_Your instructions_: Return the material word for word. Do not include the pictures.

_Collected material_:
-.-.-
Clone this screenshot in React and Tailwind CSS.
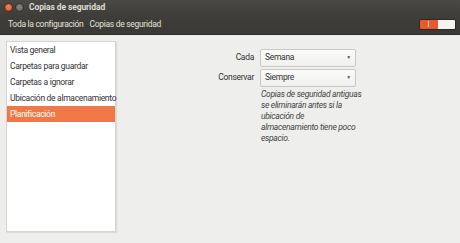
export default function App() {
  const items = [
    "Vista general",
    "Carpetas para guardar",
    "Carpetas a ignorar",
    "Ubicación de almacenamiento",
    "Planificación",
  ];
  const font = { fontFamily: 'Roboto, "Noto Sans", sans-serif' };
  return (
    <div className="w-[460px] h-[243px] flex flex-col bg-[#eeeeec] overflow-hidden text-[8.5px] tracking-[-0.3px]" style={font}>
      <div className="h-[14px] flex items-center bg-gradient-to-b from-[#4a4945] to-[#3f3e3a]">
        <div className="ml-[4px] w-[9px] h-[9px] rounded-full bg-[radial-gradient(circle_at_50%_40%,#f28a5e,#d7461d)] border border-[#5a2a18]" />
        <div className="ml-[2px] w-[9px] h-[9px] rounded-full bg-[radial-gradient(circle_at_50%_40%,#8b8a85,#5d5c57)] border border-[#33322f]" />
        <div className="ml-[5px] text-[#dfdbd2] font-bold text-[8.5px] tracking-[-0.1px] whitespace-nowrap">Copias de seguridad</div>
      </div>
      <div className="h-[21px] flex items-center bg-gradient-to-b from-[#3f3e3a] to-[#3a3935] border-b border-[#2e2d2a] pl-[8px] pr-[4px]">
        <span className="text-[#e4e1da] whitespace-nowrap">Toda la configuración</span>
        <span className="ml-[6px] text-[#e4e1da] whitespace-nowrap">Copias de seguridad</span>
        <div className="ml-auto flex h-[11px] w-[37px] rounded-[2px] overflow-hidden border border-[#2a2926]">
          <div className="w-1/2 bg-[#e9592c] flex items-center justify-center">
            <div className="w-[1px] h-[6px] bg-[#f7d7c8]" />
          </div>
          <div className="w-1/2 bg-[#f4f3f1]" />
        </div>
      </div>
      <div className="flex-1 flex pt-[6px] pb-[11px] pl-[6px]">
        <div className="w-[110px] bg-white border border-[#d4d4d0] shadow-[1px_1px_1px_rgba(0,0,0,0.08)] flex flex-col">
          {items.map((it, i) => (
            <div
              key={it}
              className={
                "h-[16px] flex items-center pl-[3px] whitespace-nowrap " +
                (i === 4 ? "bg-[#f07746] text-white" : "text-[#333333]")
              }
            >
              {it}
            </div>
          ))}
        </div>
        <div className="flex-1 flex flex-col pt-[7px] pl-[98px]">
          <div className="flex items-center h-[19px]">
            <div className="w-[40px] text-right text-[#333333]">Cada</div>
            <div className="ml-[6px] w-[96px] h-[18px] rounded-[2px] border border-[#c8c8c4] bg-gradient-to-b from-[#fbfbfa] to-[#f0f0ee] flex items-center px-[4px] text-[#333333]">
              <span>Semana</span>
              <span className="ml-auto text-[5px] text-[#555]">▼</span>
            </div>
          </div>
          <div className="flex items-center h-[19px] mt-[1px]">
            <div className="w-[40px] text-right text-[#333333]">Conservar</div>
            <div className="ml-[6px] w-[96px] h-[18px] rounded-[2px] border border-[#c8c8c4] bg-gradient-to-b from-[#fbfbfa] to-[#f0f0ee] flex items-center px-[4px] text-[#333333]">
              <span>Siempre</span>
              <span className="ml-auto text-[5px] text-[#555]">▼</span>
            </div>
          </div>
          <div className="ml-[47px] mt-[2px] italic text-[#444444] leading-[11px] whitespace-nowrap">
            Copias de seguridad antiguas
            <br />
            se eliminarán antes si la
            <br />
            ubicación de
            <br />
            almacenamiento tiene poco
            <br />
            espacio.
          </div>
        </div>
      </div>
    </div>
  );
}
-.-.-
_Result_:
Clone this screenshot in React and Tailwind CSS.
export default function App() {
  const items = [
    "Vista general",
    "Carpetas para guardar",
    "Carpetas a ignorar",
    "Ubicación de almacenamiento",
    "Planificación",
  ];
  const font = { fontFamily: 'Roboto, "Noto Sans", sans-serif' };
  return (
    <div className="w-[460px] h-[243px] flex flex-col bg-[#eeeeec] overflow-hidden text-[8.5px] tracking-[-0.3px]" style={font}>
      <div className="h-[14px] flex items-center bg-gradient-to-b from-[#4a4945] to-[#3f3e3a]">
        <div className="ml-[4px] w-[9px] h-[9px] rounded-full bg-[radial-gradient(circle_at_50%_40%,#f28a5e,#d7461d)] border border-[#5a2a18]" />
        <div className="ml-[2px] w-[9px] h-[9px] rounded-full bg-[radial-gradient(circle_at_50%_40%,#8b8a85,#5d5c57)] border border-[#33322f]" />
        <div className="ml-[5px] text-[#dfdbd2] font-bold text-[8.5px] tracking-[-0.1px] whitespace-nowrap">Copias de seguridad</div>
      </div>
      <div className="h-[21px] flex items-center bg-gradient-to-b from-[#3f3e3a] to-[#3a3935] border-b border-[#2e2d2a] pl-[8px] pr-[4px]">
        <span className="text-[#e4e1da] whitespace-nowrap">Toda la configuración</span>
        <span className="ml-[6px] text-[#e4e1da] whitespace-nowrap">Copias de seguridad</span>
        <div className="ml-auto flex h-[11px] w-[37px] rounded-[2px] overflow-hidden border border-[#2a2926]">
          <div className="w-1/2 bg-[#e9592c] flex items-center justify-center">
            <div className="w-[1px] h-[6px] bg-[#f7d7c8]" />
          </div>
          <div className="w-1/2 bg-[#f4f3f1]" />
        </div>
      </div>
      <div className="flex-1 flex pt-[6px] pb-[11px] pl-[6px]">
        <div className="w-[110px] bg-white border border-[#d4d4d0] shadow-[1px_1px_1px_rgba(0,0,0,0.08)] flex flex-col">
          {items.map((it, i) => (
            <div
              key={it}
              className={
                "h-[16px] flex items-center pl-[3px] whitespace-nowrap " +
                (i === 4 ? "bg-[#f07746] text-white" : "text-[#333333]")
              }
            >
              {it}
            </div>
          ))}
        </div>
        <div className="flex-1 flex flex-col pt-[7px] pl-[98px]">
          <div className="flex items-center h-[19px]">
            <div className="w-[40px] text-right text-[#333333]">Cada</div>
            <div className="ml-[6px] w-[96px] h-[18px] rounded-[2px] border border-[#c8c8c4] bg-gradient-to-b from-[#fbfbfa] to-[#f0f0ee] flex items-center px-[4px] text-[#333333]">
              <span>Semana</span>
              <span className="ml-auto text-[5px] text-[#555]">▼</span>
            </div>
          </div>
          <div className="flex items-center h-[19px] mt-[1px]">
            <div className="w-[40px] text-right text-[#333333]">Conservar</div>
            <div className="ml-[6px] w-[96px] h-[18px] rounded-[2px] border border-[#c8c8c4] bg-gradient-to-b from-[#fbfbfa] to-[#f0f0ee] flex items-center px-[4px] text-[#333333]">
              <span>Siempre</span>
              <span className="ml-auto text-[5px] text-[#555]">▼</span>
            </div>
          </div>
          <div className="ml-[47px] mt-[2px] italic text-[#444444] leading-[11px] whitespace-nowrap">
            Copias de seguridad antiguas
            <br />
            se eliminarán antes si la
            <br />
            ubicación de
            <br />
            almacenamiento tiene poco
            <br />
            espacio.
          </div>
        </div>
      </div>
    </div>
  );
}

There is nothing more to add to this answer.